Specific phosphorothioate substitution within domain 6 of a group II intron ribozyme leads to changes in local structure and metal ion binding.

Group II introns are large self-splicing ribozymes that require high amounts of monovalent and divalent metal ions for folding and catalysis under in vitro conditions. Domain 6 of these ribozymes contains a highly conserved adenosine whose 2'-OH acts as a nucleophile during self-cleavage via the branching pathway. We have previously suggested a divalent metal ion that binds to the major groove at the GU wobble pair above the branch-A in a minimal, but active branch domain construct (D6-27) from the yeast mitochondrial intron Sc.ai5γ. Here we characterize metal ion binding to the phosphate oxygens at the branch site.
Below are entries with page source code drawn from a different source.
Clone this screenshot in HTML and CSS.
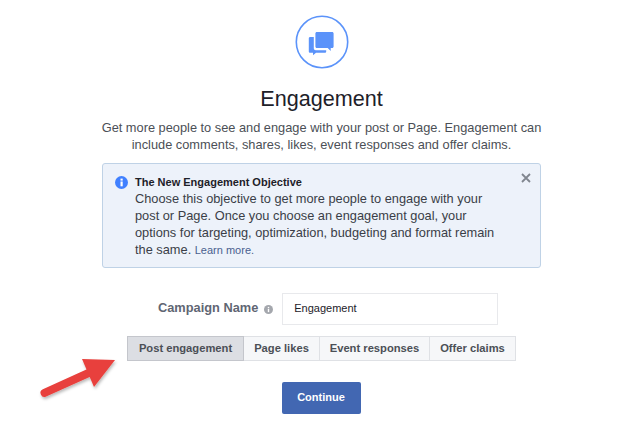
FILE: index.html
```html
<!DOCTYPE html>
<html lang="en">
<head>
<meta charset="utf-8">
<title>Engagement</title>
<link rel="stylesheet" href="styles.css">
</head>
<body>
<main class="page">
  <svg class="hero-icon" width="54" height="54" viewBox="0 0 54 54" aria-hidden="true">
    <circle cx="27" cy="27" r="25.7" fill="#fff" stroke="#5b93fa" stroke-width="1.6"/>
    <path d="M15.200 22h3.600v11.200c0 1.200.8 2 2 2h10.400v1.200c0 .8-.6 1.400-1.400 1.400H21l-3 2.500v-2.500h-2.800c-.8 0-1.400-.6-1.400-1.400V23.400c0-.8.6-1.400 1.400-1.400z" fill="#5b93fa"/>
    <path d="M21.900 17h15.200c.9 0 1.500.6 1.500 1.500v13c0 .9-.6 1.500-1.500 1.500h-1.400v3l-3-3H21.900c-.9 0-1.500-.6-1.500-1.500v-13c0-.9.6-1.500 1.500-1.500z" fill="#5b93fa"/>
  </svg>
  <h1 class="title">Engagement</h1>
  <p class="lead">Get more people to see and engage with your post or Page. Engagement can include comments, shares, likes, event responses and offer claims.</p>

  <section class="notice">
    <svg class="notice-icon" width="13" height="13" viewBox="0 0 13 13" aria-hidden="true">
      <circle cx="6.500" cy="6.500" r="6.500" fill="#4080ff"/>
      <rect x="5.500" y="5.500" width="2.200" height="4.800" fill="#fff"/>
      <rect x="5.500" y="2.600" width="2.200" height="2" fill="#fff"/>
    </svg>
    <div class="notice-text">
      <h2 class="notice-title">The New Engagement Objective</h2>
      <p class="notice-body">Choose this objective to get more people to engage with your post or Page. Once you choose an engagement goal, your options for targeting, optimization, budgeting and format remain the same. <a class="learn" href="#">Learn more.</a></p>
    </div>
    <svg class="notice-close" width="10" height="10" viewBox="0 0 10 10" aria-hidden="true">
      <path d="M1 1l8 8M9 1l-8 8" stroke="#80868f" stroke-width="1.800" fill="none"/>
    </svg>
  </section>

  <div class="name-row">
    <label class="name-label" for="campaign">Campaign Name</label>
    <svg class="name-help" width="9" height="9" viewBox="0 0 9 9" aria-hidden="true">
      <circle cx="4.500" cy="4.500" r="4.500" fill="#a4a7ad"/>
      <rect x="3.800" y="3.900" width="1.400" height="3.200" fill="#fff"/>
      <rect x="3.800" y="1.900" width="1.400" height="1.300" fill="#fff"/>
    </svg>
    <input class="name-input" id="campaign" type="text" value="Engagement">
  </div>

  <div class="tabs">
    <button class="tab tab-active" type="button">Post engagement</button>
    <button class="tab" type="button">Page likes</button>
    <button class="tab" type="button">Event responses</button>
    <button class="tab" type="button">Offer claims</button>
  </div>

  <button class="continue" type="button">Continue</button>
</main>

<svg class="arrow" width="84" height="50" viewBox="0 0 84 50" aria-hidden="true">
  <defs>
    <filter id="arrow-shadow" x="-20%" y="-20%" width="140%" height="150%">
      <feDropShadow dx="1" dy="2" stdDeviation="1.800" flood-color="#000" flood-opacity=".28"/>
    </filter>
  </defs>
  <g filter="url(#arrow-shadow)" fill="#e8403c">
    <path d="M7.500 38.800L56 17" stroke="#e8403c" stroke-width="8" stroke-linecap="round" fill="none"/>
    <path d="M45 5L78 6 57 33z"/>
  </g>
</svg>
</body>
</html>
```

FILE: styles.css
```css
* { box-sizing: border-box; }

html, body { margin: 0; padding: 0; background: #fff; }

body {
  width: 619px;
  height: 441px;
  overflow: hidden;
  position: relative;
  font-family: "Liberation Sans", Arial, sans-serif;
  color: #2b2f38;
}

.page {
  width: 439px;
  margin-left: 102px;
  padding-top: 15px;
  display: flex;
  flex-direction: column;
  align-items: center;
}

.hero-icon { display: block; }

.title {
  margin: 15px 0 0;
  font-size: 21.600px;
  line-height: 30px;
  font-weight: 400;
  color: #1d2129;
}

.lead {
  margin: 6px 0 0;
  width: 445px;
  flex: none;
  font-size: 12.800px;
  line-height: 16.500px;
  text-align: center;
  color: #4b4f56;
}

.notice {
  position: relative;
  margin-top: 10px;
  width: 439px;
  height: 105px;
  display: flex;
  align-items: flex-start;
  padding: 11px 0 0 12px;
  background: #edf2fa;
  border: 1px solid #bfd2e6;
  border-radius: 3px;
}

.notice-icon { flex: none; margin: 1px 7px 0 0; }

.notice-text { width: 368px; }

.notice-title {
  margin: 0;
  font-size: 11px;
  line-height: 15px;
  font-weight: 700;
  color: #1d2129;
}

.notice-body {
  margin: 0;
  font-size: 12.800px;
  line-height: 17px;
  color: #3a3e47;
}

.learn {
  font-size: 11px;
  line-height: 1;
  color: #4a5f8f;
  text-decoration: none;
}

.notice-close {
  position: absolute;
  top: 9px;
  right: 9px;
}

.name-row {
  margin-top: 25px;
  align-self: flex-start;
  margin-left: 56px;
  display: flex;
  align-items: center;
  height: 32px;
}

.name-label {
  margin-bottom: 3px;
  font-size: 12.800px;
  font-weight: 700;
  color: #5f6673;
}

.name-help { margin: 0 0 0 6px; }

.name-input {
  margin-left: 9px;
  width: 216px;
  height: 32px;
  padding: 0 11px 2px;
  border: 1px solid #e8e9ec;
  background: #fff;
  font: 11px "Liberation Sans", Arial, sans-serif;
  color: #1d2129;
}

.tabs {
  margin-top: 11px;
  align-self: flex-start;
  margin-left: 25px;
  display: flex;
  height: 25px;
}

.tab {
  height: 25px;
  padding: 0 0 2px;
  border: 1px solid #dfe1e5;
  border-left-width: 0;
  background: #f6f7f9;
  font: 700 11.200px "Liberation Sans", Arial, sans-serif;
  color: #4b4f56;
}

.tab:nth-child(1) { width: 117px; border-left-width: 1px; }
.tab:nth-child(2) { width: 76px; }
.tab:nth-child(3) { width: 110px; }
.tab:nth-child(4) { width: 86px; }

.tab-active {
  background: #dcdee3;
  border-color: #c4c6cc;
}

.continue {
  margin-top: 21px;
  margin-left: -1px;
  width: 79px;
  height: 32px;
  padding: 0 0 2px;
  border: 0;
  border-radius: 2px;
  background: #4267b2;
  font: 700 11px "Liberation Sans", Arial, sans-serif;
  color: #fff;
}

.arrow {
  position: absolute;
  left: 37px;
  top: 354px;
}
```
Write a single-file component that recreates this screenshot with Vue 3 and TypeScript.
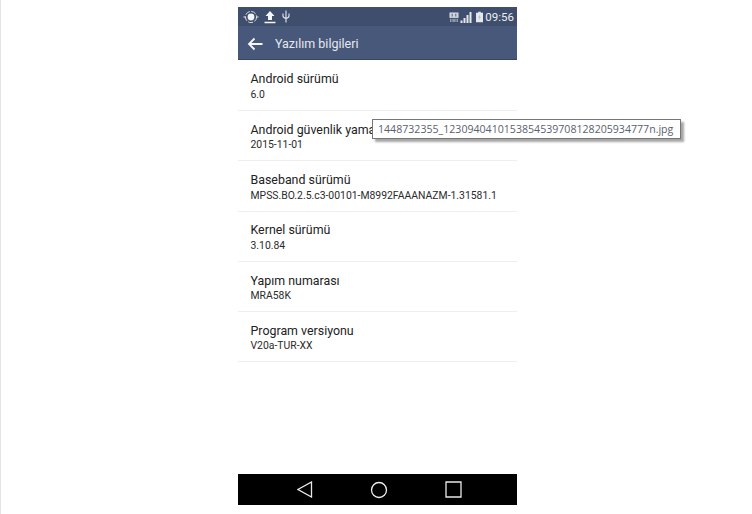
<template>
  <div class="page">
    <div class="phone">
      <div class="status-bar">
        <div class="status-left">
          <svg width="16" height="14" viewBox="0 0 16 14">
            <circle cx="8" cy="7" r="5.600" fill="none" stroke="#d5dae3" stroke-width="1" stroke-dasharray="5 1.500" />
            <circle cx="8" cy="7" r="3.400" fill="#f4f5f8" />
            <path d="M.5 7h2M13.500 7h2" stroke="#e8ebf0" stroke-width="1.200" />
          </svg>
          <svg width="12" height="14" viewBox="0 0 12 14">
            <path d="M6 1 10.500 6H8v4H4V6H1.500Z" fill="#f4f5f8" />
            <path d="M.5 12.500h11" stroke="#f4f5f8" stroke-width="1.500" />
          </svg>
          <svg class="usb" width="8" height="13" viewBox="0 0 8 13">
            <path d="M4 .5V12.500M1 3.500V6Q1 7.500 4 8.500Q7 7.500 7 6V3.500" fill="none" stroke="#e6e9ef" stroke-width="1.100" />
          </svg>
        </div>
        <div class="status-right">
          <svg width="10" height="12" viewBox="0 0 11 12">
            <path d="M.5 1h10v6H.5Z" fill="#cfd4de" />
            <path d="M3 2.500h1v3H3ZM7 2.500h1v3H7Z" fill="#46556f" />
            <path d="M2 8v3.500M4.500 8v3.500M6.500 8v3.500M9 8v3.500" stroke="#cfd4de" stroke-width="1" />
          </svg>
          <svg class="signal" width="12" height="12" viewBox="0 0 12 12">
            <path d="M.5 9.500h2V12h-2ZM3.500 7h2v5h-2ZM6.500 4h2v8h-2ZM9.500 1h2v11h-2Z" fill="#e4e7ed" />
          </svg>
          <svg class="battery" width="7" height="12" viewBox="0 0 8 12">
            <path d="M2.500 0h3v1.200H8V12H0V1.200h2.500Z" fill="#e4e7ed" />
            <path d="M4.500 3 2.500 6.500h1.500L3.500 9.500 5.500 5.800H4Z" fill="#aab2c0" />
          </svg>
          <span class="clock">09:56</span>
        </div>
      </div>
      <div class="app-bar">
        <svg width="16" height="14" viewBox="0 0 16 14">
          <path d="M15.500 7H2M7.500 1.500 2 7l5.500 5.500" fill="none" stroke="#f6f7fa" stroke-width="1.800" />
        </svg>
        <span class="app-title">Yazılım bilgileri</span>
      </div>
      <div class="list">
        <div v-for="item in items" :key="item.label" class="row">
          <div class="row-label">{{ item.label }}</div>
          <div class="row-value">{{ item.value }}</div>
        </div>
      </div>
      <div class="nav-bar">
        <svg width="16" height="17" viewBox="0 0 16 17">
          <path d="M14.500 1V16L1 8.500Z" fill="none" stroke="#e8e8e8" stroke-width="1.300" />
        </svg>
        <svg width="18" height="18" viewBox="0 0 18 18">
          <circle cx="9" cy="9" r="7.500" fill="none" stroke="#efefef" stroke-width="1.300" />
        </svg>
        <svg width="17" height="17" viewBox="0 0 17 17">
          <path d="M1 1H16V16H1Z" fill="none" stroke="#e8e8e8" stroke-width="1.300" />
        </svg>
      </div>
    </div>
    <div class="tooltip">1448732355_1230940410153854539708128205934777n.jpg</div>
  </div>
</template>

<script setup lang="ts">
const items = [
  { label: 'Android sürümü', value: '6.0' },
  { label: 'Android güvenlik yaması', value: '2015-11-01' },
  { label: 'Baseband sürümü', value: 'MPSS.BO.2.5.c3-00101-M8992FAAANAZM-1.31581.1' },
  { label: 'Kernel sürümü', value: '3.10.84' },
  { label: 'Yapım numarası', value: 'MRA58K' },
  { label: 'Program versiyonu', value: 'V20a-TUR-XX' }
]
</script>

<style>
html,
body {
  margin: 0;
  background: #fff;
  overflow: hidden;
}
</style>

<style scoped>
.page {
  position: relative;
  box-sizing: border-box;
  width: 752px;
  height: 514px;
  padding-top: 7px;
  background: #fff;
  border-left: 1px solid #e3e3e3;
  font-family: "Roboto", "Liberation Sans", sans-serif;
}

.phone {
  display: flex;
  flex-direction: column;
  width: 279px;
  height: 498px;
  margin-left: 237px;
}

.status-bar {
  display: flex;
  align-items: center;
  justify-content: space-between;
  flex: none;
  height: 19px;
  padding: 0 3px 0 5px;
  background: #3f4e6c;
}

.status-left {
  display: flex;
  align-items: center;
  gap: 5px;
}

.usb {
  margin-left: 1px;
}

.status-right {
  display: flex;
  align-items: center;
}

.signal {
  margin-left: 1px;
}

.battery {
  margin-left: 4px;
}

.clock {
  margin-left: 2px;
  font-size: 11.500px;
  color: #eceef2;
}

.app-bar {
  display: flex;
  align-items: center;
  flex: none;
  box-sizing: border-box;
  height: 34px;
  padding: 2px 0 0 9px;
  background: #47587a;
  border-bottom: 1px solid #3a4660;
}

.app-title {
  margin-left: 12px;
  font-size: 12.500px;
  color: #e6e9ef;
}

.list {
  flex: 1;
  padding-top: 0.700px;
}

.row {
  box-sizing: border-box;
  height: 50.300px;
  padding: 10.800px 12.500px 0;
  border-bottom: 1px solid #eeeeee;
}

.row-label {
  font-size: 12.400px;
  line-height: 16px;
  color: #222;
}

.row-value {
  margin-top: 1.500px;
  font-size: 10.400px;
  line-height: 12px;
  color: #2b2b2b;
  white-space: nowrap;
}

.nav-bar {
  display: flex;
  align-items: center;
  justify-content: center;
  gap: 57px;
  flex: none;
  height: 31px;
  padding-left: 3px;
  background: #000;
}

.tooltip {
  position: absolute;
  left: 371px;
  top: 119px;
  box-sizing: border-box;
  width: 309px;
  height: 20px;
  padding: 0 0 0 5px;
  background: #fff;
  border: 1px solid #767676;
  box-shadow: 3px 3px 2px rgba(0, 0, 0, 0.35);
  font-family: "Open Sans", "Liberation Sans", sans-serif;
  font-size: 10.600px;
  line-height: 18px;
  color: #5a5f6e;
  white-space: nowrap;
}
</style>
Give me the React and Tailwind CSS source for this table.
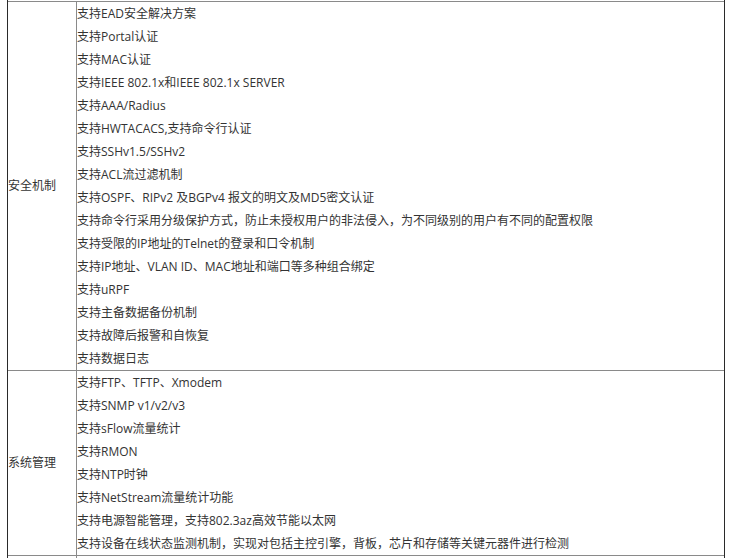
import React from "react";

const sections = [
  {
    title: "安全机制",
    items: [
      "支持EAD安全解决方案",
      "支持Portal认证",
      "支持MAC认证",
      "支持IEEE 802.1x和IEEE 802.1x SERVER",
      "支持AAA/Radius",
      "支持HWTACACS,支持命令行认证",
      "支持SSHv1.5/SSHv2",
      "支持ACL流过滤机制",
      "支持OSPF、RIPv2 及BGPv4 报文的明文及MD5密文认证",
      "支持命令行采用分级保护方式，防止未授权用户的非法侵入，为不同级别的用户有不同的配置权限",
      "支持受限的IP地址的Telnet的登录和口令机制",
      "支持IP地址、VLAN ID、MAC地址和端口等多种组合绑定",
      "支持uRPF",
      "支持主备数据备份机制",
      "支持故障后报警和自恢复",
      "支持数据日志",
    ],
  },
  {
    title: "系统管理",
    items: [
      "支持FTP、TFTP、Xmodem",
      "支持SNMP v1/v2/v3",
      "支持sFlow流量统计",
      "支持RMON",
      "支持NTP时钟",
      "支持NetStream流量统计功能",
      "支持电源智能管理，支持802.3az高效节能以太网",
      "支持设备在线状态监测机制，实现对包括主控引擎，背板，芯片和存储等关键元器件进行检测",
    ],
  },
];

const Section = ({ title, items }) => (
  <div className="flex border-t border-[#8a8a8a]">
    <div className="w-[68px] shrink-0 flex items-center">{title}</div>
    <div className="flex-1 border-l border-[#8a8a8a]">
      {items.map((t, i) => (
        <div key={i} className="h-[23px] flex items-center whitespace-nowrap">
          {t}
        </div>
      ))}
    </div>
  </div>
);

export default function App() {
  return (
    <div
      className="w-[729px] h-[558px] bg-white overflow-hidden text-[12px] text-[#333]"
      style={{ fontFamily: '"Open Sans", "Noto Sans CJK SC", sans-serif' }}
    >
      <div className="ml-[7px] w-[718px] h-[558px] border-l border-r border-[#2a2a2a] pt-px">
        {sections.map((s) => (
          <Section key={s.title} title={s.title} items={s.items} />
        ))}
        <div className="flex border-t border-[#8a8a8a] h-[20px]">
          <div className="w-[68px] shrink-0" />
          <div className="flex-1 border-l border-[#8a8a8a]" />
        </div>
      </div>
    </div>
  );
}
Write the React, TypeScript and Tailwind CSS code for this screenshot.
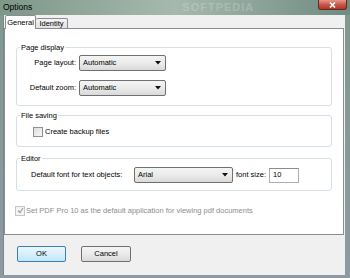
import React from 'react';

const font = { fontFamily: '"Liberation Sans", Arial, sans-serif' };

const Select: React.FC<{ value: string; className?: string }> = ({ value, className = '' }) => (
  <div
    className={`flex items-center justify-between rounded-[2px] border border-[#707070] bg-gradient-to-b from-[#f4f4f4] via-[#ebebeb] to-[#d9d9d9] pl-[3px] pr-[4px] text-[7.5px] text-black ${className}`}
  >
    <span>{value}</span>
    <svg width="6" height="4" viewBox="0 0 6 4">
      <path d="M0 0 H6 L3 3.5 Z" fill="#111" />
    </svg>
  </div>
);

const GroupBox: React.FC<{ title: string; className?: string; children: React.ReactNode }> = ({ title, className = '', children }) => (
  <div className={`relative mx-[11px] rounded-[3px] border border-[#d5dfe5] ${className}`}>
    <span className="absolute -top-[5px] left-[3px] bg-white px-[1px] text-[7.5px] leading-[9px] text-black">{title}</span>
    {children}
  </div>
);

export default function App() {
  return (
    <div style={font} className="flex h-[278px] w-[350px] flex-col bg-gradient-to-b from-[#7f9a8e] to-[#8d9aa2]">
      {/* title bar */}
      <div className="relative flex h-[15px] shrink-0 items-center bg-gradient-to-r from-[#7d9789] via-[#a7b9ae] to-[#6f8b82] pl-[3px]">
        <span className="text-[8.5px] text-black">Options</span>
        <span className="ml-[150px] text-[11px] font-bold tracking-[1px] text-white/20">SOFTPEDIA</span>
        <div className="absolute right-[3px] top-0 flex h-[10px] w-[29px] items-center justify-center rounded-b-[3px] border border-t-0 border-[#6a2a22] bg-gradient-to-b from-[#e3978a] via-[#c9574a] to-[#b13524]">
          <svg width="7" height="6" viewBox="0 0 7 6">
            <path d="M1 0.5 L6 5.5 M6 0.5 L1 5.5" stroke="#fff" strokeWidth="1.6" />
          </svg>
        </div>
      </div>

      {/* client area */}
      <div className="mb-[3px] ml-[3px] mr-[5px] flex flex-1 flex-col border-l border-[#7a8790] bg-[#f0f0f0]">
        {/* tabs */}
        <div className="relative z-10 flex h-[13px] items-end pl-[1px] pt-[2px] text-[7.5px]">
          <div className="-mb-[1px] flex h-[14px] w-[31px] items-start justify-center rounded-t-[2px] border border-b-0 border-[#898c95] bg-white pt-[1px]">
            General
          </div>
          <div className="flex h-[10px] w-[32px] items-center justify-center rounded-t-[2px] border border-b-0 border-l-0 border-[#898c95] bg-gradient-to-b from-[#f4f4f4] to-[#e1e1e1]">
            Identity
          </div>
        </div>

        {/* panel */}
        <div className="mr-[1px] flex h-[207px] flex-col border border-[#898c95] bg-white">
          <GroupBox title="Page display" className="mt-[18px] h-[59px]">
            <div className="flex flex-col gap-[9px] pt-[7px] text-[7.5px]">
              <div className="flex items-center">
                <span className="w-[61px] pr-[2px] text-right">Page layout:</span>
                <Select value="Automatic" className="ml-[1px] h-[16px] w-[87px]" />
              </div>
              <div className="flex items-center">
                <span className="w-[61px] pr-[2px] text-right">Default zoom:</span>
                <Select value="Automatic" className="ml-[1px] h-[16px] w-[87px]" />
              </div>
            </div>
          </GroupBox>

          <GroupBox title="File saving" className="mt-[9px] h-[32px]">
            <div className="flex h-full items-center pl-[16px] pt-[1px] text-[7.5px]">
              <div className="h-[10px] w-[10px] border border-[#8e8f8f] bg-gradient-to-br from-[#dcdcdc] to-[#f8f8f8]" />
              <span className="ml-[2px]">Create backup files</span>
            </div>
          </GroupBox>

          <GroupBox title="Editor" className="mt-[11px] h-[33px]">
            <div className="flex h-full items-center pl-[14px] pt-[1px] text-[7.5px]">
              <span className="w-[103px]">Default font for text objects:</span>
              <Select value="Arial" className="h-[16px] w-[99px]" />
              <span className="ml-[3px]">font size:</span>
              <div className="ml-[3px] flex h-[15px] w-[30px] items-center border border-[#abadb3] border-t-[#8a8d95] bg-white pl-[3px]">
                10
              </div>
            </div>
          </GroupBox>

          <div className="ml-[10px] mt-[14px] flex items-center text-[7.5px] text-[#8d8d8d]">
            <div className="flex h-[10px] w-[10px] items-center justify-center border border-[#c5c5c5] bg-[#f4f4f4]">
              <svg width="7" height="7" viewBox="0 0 7 7">
                <path d="M1 3.5 L3 5.5 L6 1" stroke="#a0a0a0" strokeWidth="1.2" fill="none" />
              </svg>
            </div>
            <span className="ml-[1px]">Set PDF Pro 10 as the default application for viewing pdf documents</span>
          </div>
        </div>

        {/* buttons */}
        <div className="ml-[13px] mt-[11px] flex gap-[15px] text-[7.5px]">
          <button className="flex h-[16px] w-[49px] items-center justify-center rounded-[2px] border border-[#3c7fb1] bg-gradient-to-b from-[#eaf6fd] via-[#d9effc] to-[#bee6fd]">
            OK
          </button>
          <button className="flex h-[16px] w-[50px] items-center justify-center rounded-[2px] border border-[#707070] bg-gradient-to-b from-[#f4f4f4] via-[#ebebeb] to-[#d9d9d9]">
            Cancel
          </button>
        </div>
      </div>
    </div>
  );
}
In vitro transcription yielded a D6-27 construct where all R P oxygens of the uridine phosphate groups are replaced by sulfur (α-thio-D6-27). We determined its NMR structure, the second RNA-only structure containing thiophosphate groups. [31P] resonances were assigned and chemical shift changes monitored upon titration with Cd2+. In addition, the two uridines flanking the branch-point, U19 and U21 were specifically thioated by chemical synthesis (thio-U19-D6-27 and thio-U19/U21-D6-27), enabling us to study Cd2+ binding at the R P-, as well as the S P- position of the corresponding phosphate oxygens. Our studies reveal that both non-bridging phosphate oxygens of U19 are involved in metal ion coordination, whereas only the major groove phosphate oxygen of U21 is influenced. Together with NOE data of a hexaamminecobalt(III) titration, this suggests a single metal ion binding site at the GU wobble pair above the branch point in the major groove of D6 of this group II intron ribozyme.